I've been missing something since the eleventh day of December, the date of my last post. That was the day I began missing out on sitting down and writing something every day. The holidays and houseguests were full and wonderful, but something was missing. The thing I can liken it to, is my years of living in a northern climate where I could not garden all winter long. I continually felt as though an important part of myself was hibernating somewhere. That's the way the past month has been for me. There's been a yearning, like a little alarm going off in the back of my mind, "come back, sit down !". There's a music alarm that repeats early each morning with the time I should be sitting down to write. I have become so acutely aware of how important discipline is to any creative process, but now it seems more important as I grow older.

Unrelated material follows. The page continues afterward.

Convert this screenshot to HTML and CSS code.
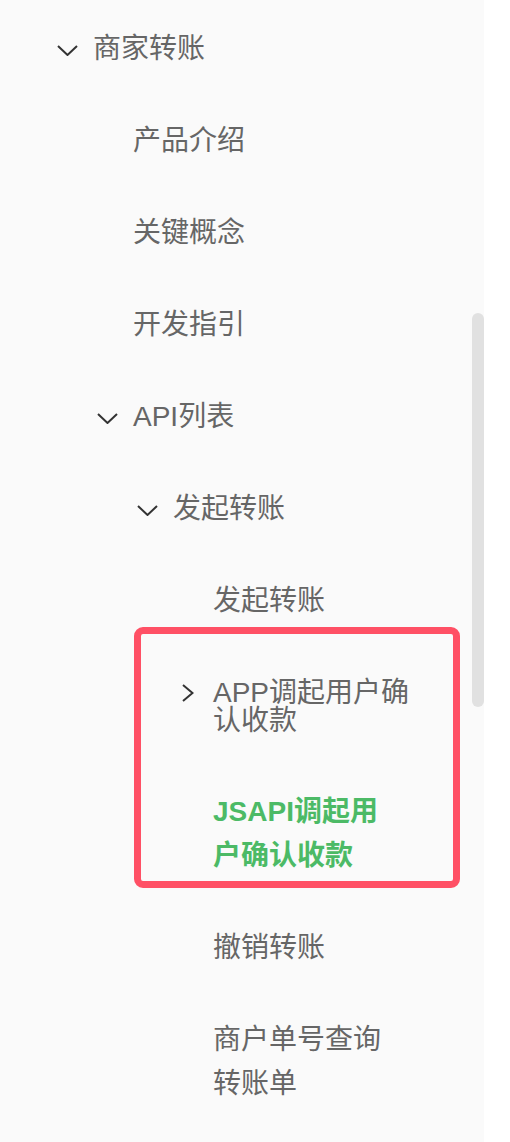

About eight years ago I set up a Blog that was just for my children. I called it "Mom's life lessons learned". That, as most of my writing endeavors have been over my adult life, was never completed. I started, stopped and quit. This TOWANDATUDE Blog adventure that I began last April has been just that, an adventure. It's been a learning experience. I've shared some memories and emotions, and I've come to know some amazing women of all ages, from young adventurous ladies just beginning their journey to eighty plus year old women, who have shared their stories with me. I have been in awe of all of you, and inspired. I have also revisited some lessons I thought I had learned long ago, but as with most lessons in life, we experience them again and again like an onion peel in a new and different way.
I learned a lesson long ago when I was involved in the creative arts arena in my Pennsylvania and Hawaii life.When people allow you to view their artistic expression, whatever medium that may be, it's a bearing of their soul, a view inside their delicate self. They take a risk of how you will receive them.We must be so careful with our words and how we respond to these expressions. We have the power to build up and to tear down with our words. When I taught classes back in those days, I saw this so clearly that it frightened me of the delicate balance that my words held. I held the power to encourage or dash to smithereens their precious expression. I was overwhelmed with the privilege of viewing what seemed to be a sacred thing.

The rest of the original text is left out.